# Start of Dataset section

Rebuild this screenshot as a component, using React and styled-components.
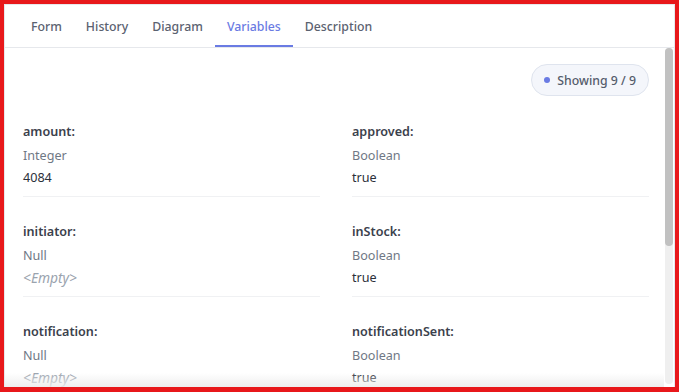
import React, { useState } from 'react';
import styled, { createGlobalStyle } from 'styled-components';

const GlobalStyle = createGlobalStyle`
  html, body { margin: 0; padding: 0; background: #fff; }
  body { font-family: "Noto Sans", "Segoe UI", sans-serif; }
  * { box-sizing: border-box; }
`;

const tabs = ['Form', 'History', 'Diagram', 'Variables', 'Description'];

const variables = [
  { name: 'amount', type: 'Integer', value: '4084' },
  { name: 'approved', type: 'Boolean', value: 'true' },
  { name: 'initiator', type: 'Null', value: null },
  { name: 'inStock', type: 'Boolean', value: 'true' },
  { name: 'notification', type: 'Null', value: null },
  { name: 'notificationSent', type: 'Boolean', value: 'true' },
  { name: 'orderId', type: 'String', value: 'ORD-2291' },
  { name: 'priority', type: 'String', value: 'high' },
  { name: 'reviewer', type: 'Null', value: null },
];

function App() {
  const [active, setActive] = useState('Variables');

  return (
    <Frame>
      <GlobalStyle />
      <Panel>
        <TabBar>
          {tabs.map((t) => (
            <Tab key={t} $active={t === active} onClick={() => setActive(t)}>
              {t}
            </Tab>
          ))}
        </TabBar>

        <Body>
          <Viewport>
            <Content>
              <Toolbar>
                <Badge>
                  <Dot />
                  Showing {variables.length} / {variables.length}
                </Badge>
              </Toolbar>

              <Grid>
                {variables.map((v) => (
                  <Item key={v.name}>
                    <Name>{v.name}:</Name>
                    <Type>{v.type}</Type>
                    {v.value === null ? <Empty>&lt;Empty&gt;</Empty> : <Value>{v.value}</Value>}
                  </Item>
                ))}
              </Grid>
            </Content>
            <Fade />
          </Viewport>

          {/* scrollbar drawn by hand, the headless browser hides native ones */}
          <Track>
            <Thumb />
          </Track>
        </Body>
      </Panel>
    </Frame>
  );
}

const Frame = styled.div`
  width: 679px;
  height: 392px;
  border: 4px solid #e8181b;
  border-bottom-width: 5px;
  background: #fff;
`;

const Panel = styled.div`
  height: 100%;
  border: 1px solid #e6e8ec;
  border-bottom: none;
  display: flex;
  flex-direction: column;
  overflow: hidden;
`;

const TabBar = styled.div`
  display: flex;
  padding-left: 14px;
  height: 43px;
  border-bottom: 1px solid #e6e8ec;
  flex-shrink: 0;
`;

const Tab = styled.div`
  padding: 3px 12px 0;
  display: flex;
  align-items: center;
  font-size: 12.3px;
  font-weight: 500;
  color: ${(p) => (p.$active ? '#6a7be3' : '#5b6270')};
  border-bottom: 2px solid ${(p) => (p.$active ? '#6a7be3' : 'transparent')};
  cursor: pointer;
`;

const Body = styled.div`
  flex: 1;
  min-height: 0;
  display: flex;
`;

const Viewport = styled.div`
  position: relative;
  flex: 1;
  overflow: hidden;
`;

const Content = styled.div`
  padding: 16px 15px 24px 18px;
`;

const Track = styled.div`
  width: 8px;
  margin: 0 1px 3px 1px;
  border-radius: 4px;
  background: #efefef;
  display: flex;
  flex-direction: column;
`;

const Thumb = styled.div`
  height: 198px;
  border-radius: 4px;
  background: #c1c1c1;
`;

const Fade = styled.div`
  position: absolute;
  left: 0;
  right: 0;
  bottom: 0;
  height: 14px;
  background: linear-gradient(to bottom, rgba(240, 240, 240, 0), rgba(236, 236, 236, 0.9));
  pointer-events: none;
`;

const Toolbar = styled.div`
  display: flex;
  justify-content: flex-end;
`;

const Badge = styled.div`
  display: inline-flex;
  align-items: center;
  gap: 7px;
  height: 32px;
  padding: 0 12px 0 12px;
  border-radius: 16px;
  background: #f4f6fb;
  border: 1px solid #dfe4ee;
  font-size: 12.3px;
  font-weight: 500;
  color: #545c6b;
`;

const Dot = styled.span`
  width: 6px;
  height: 6px;
  border-radius: 50%;
  background: #6a7be3;
`;

const Grid = styled.div`
  margin-top: 26px;
  display: grid;
  grid-template-columns: 1fr 1fr;
  column-gap: 32px;
  row-gap: 25px;
`;

const Item = styled.div`
  display: flex;
  flex-direction: column;
  padding-bottom: 8px;
  border-bottom: 1px solid #f0f1f3;
  font-size: 12.6px;
  line-height: 20px;
`;

const Name = styled.div`
  font-weight: 600;
  color: #3b414c;
  margin-bottom: 4px;
`;

const Type = styled.div`
  color: #6f7885;
  margin-bottom: 2px;
`;

const Value = styled.div`
  color: #2b303a;
`;

const Empty = styled.div`
  color: #9aa3ae;
  font-style: italic;
  font-size: 13.8px;
`;

export default App;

# End of Dataset section

• _What you have to do_
Copy the data exactly. Any picture it contains is to be omitted.

• _Complete output_
Rebuild this screenshot as a component, using React and styled-components.
import React, { useState } from 'react';
import styled, { createGlobalStyle } from 'styled-components';

const GlobalStyle = createGlobalStyle`
  html, body { margin: 0; padding: 0; background: #fff; }
  body { font-family: "Noto Sans", "Segoe UI", sans-serif; }
  * { box-sizing: border-box; }
`;

const tabs = ['Form', 'History', 'Diagram', 'Variables', 'Description'];

const variables = [
  { name: 'amount', type: 'Integer', value: '4084' },
  { name: 'approved', type: 'Boolean', value: 'true' },
  { name: 'initiator', type: 'Null', value: null },
  { name: 'inStock', type: 'Boolean', value: 'true' },
  { name: 'notification', type: 'Null', value: null },
  { name: 'notificationSent', type: 'Boolean', value: 'true' },
  { name: 'orderId', type: 'String', value: 'ORD-2291' },
  { name: 'priority', type: 'String', value: 'high' },
  { name: 'reviewer', type: 'Null', value: null },
];

function App() {
  const [active, setActive] = useState('Variables');

  return (
    <Frame>
      <GlobalStyle />
      <Panel>
        <TabBar>
          {tabs.map((t) => (
            <Tab key={t} $active={t === active} onClick={() => setActive(t)}>
              {t}
            </Tab>
          ))}
        </TabBar>

        <Body>
          <Viewport>
            <Content>
              <Toolbar>
                <Badge>
                  <Dot />
                  Showing {variables.length} / {variables.length}
                </Badge>
              </Toolbar>

              <Grid>
                {variables.map((v) => (
                  <Item key={v.name}>
                    <Name>{v.name}:</Name>
                    <Type>{v.type}</Type>
                    {v.value === null ? <Empty>&lt;Empty&gt;</Empty> : <Value>{v.value}</Value>}
                  </Item>
                ))}
              </Grid>
            </Content>
            <Fade />
          </Viewport>

          {/* scrollbar drawn by hand, the headless browser hides native ones */}
          <Track>
            <Thumb />
          </Track>
        </Body>
      </Panel>
    </Frame>
  );
}

const Frame = styled.div`
  width: 679px;
  height: 392px;
  border: 4px solid #e8181b;
  border-bottom-width: 5px;
  background: #fff;
`;

const Panel = styled.div`
  height: 100%;
  border: 1px solid #e6e8ec;
  border-bottom: none;
  display: flex;
  flex-direction: column;
  overflow: hidden;
`;

const TabBar = styled.div`
  display: flex;
  padding-left: 14px;
  height: 43px;
  border-bottom: 1px solid #e6e8ec;
  flex-shrink: 0;
`;

const Tab = styled.div`
  padding: 3px 12px 0;
  display: flex;
  align-items: center;
  font-size: 12.3px;
  font-weight: 500;
  color: ${(p) => (p.$active ? '#6a7be3' : '#5b6270')};
  border-bottom: 2px solid ${(p) => (p.$active ? '#6a7be3' : 'transparent')};
  cursor: pointer;
`;

const Body = styled.div`
  flex: 1;
  min-height: 0;
  display: flex;
`;

const Viewport = styled.div`
  position: relative;
  flex: 1;
  overflow: hidden;
`;

const Content = styled.div`
  padding: 16px 15px 24px 18px;
`;

const Track = styled.div`
  width: 8px;
  margin: 0 1px 3px 1px;
  border-radius: 4px;
  background: #efefef;
  display: flex;
  flex-direction: column;
`;

const Thumb = styled.div`
  height: 198px;
  border-radius: 4px;
  background: #c1c1c1;
`;

const Fade = styled.div`
  position: absolute;
  left: 0;
  right: 0;
  bottom: 0;
  height: 14px;
  background: linear-gradient(to bottom, rgba(240, 240, 240, 0), rgba(236, 236, 236, 0.9));
  pointer-events: none;
`;

const Toolbar = styled.div`
  display: flex;
  justify-content: flex-end;
`;

const Badge = styled.div`
  display: inline-flex;
  align-items: center;
  gap: 7px;
  height: 32px;
  padding: 0 12px 0 12px;
  border-radius: 16px;
  background: #f4f6fb;
  border: 1px solid #dfe4ee;
  font-size: 12.3px;
  font-weight: 500;
  color: #545c6b;
`;

const Dot = styled.span`
  width: 6px;
  height: 6px;
  border-radius: 50%;
  background: #6a7be3;
`;

const Grid = styled.div`
  margin-top: 26px;
  display: grid;
  grid-template-columns: 1fr 1fr;
  column-gap: 32px;
  row-gap: 25px;
`;

const Item = styled.div`
  display: flex;
  flex-direction: column;
  padding-bottom: 8px;
  border-bottom: 1px solid #f0f1f3;
  font-size: 12.6px;
  line-height: 20px;
`;

const Name = styled.div`
  font-weight: 600;
  color: #3b414c;
  margin-bottom: 4px;
`;

const Type = styled.div`
  color: #6f7885;
  margin-bottom: 2px;
`;

const Value = styled.div`
  color: #2b303a;
`;

const Empty = styled.div`
  color: #9aa3ae;
  font-style: italic;
  font-size: 13.8px;
`;

export default App;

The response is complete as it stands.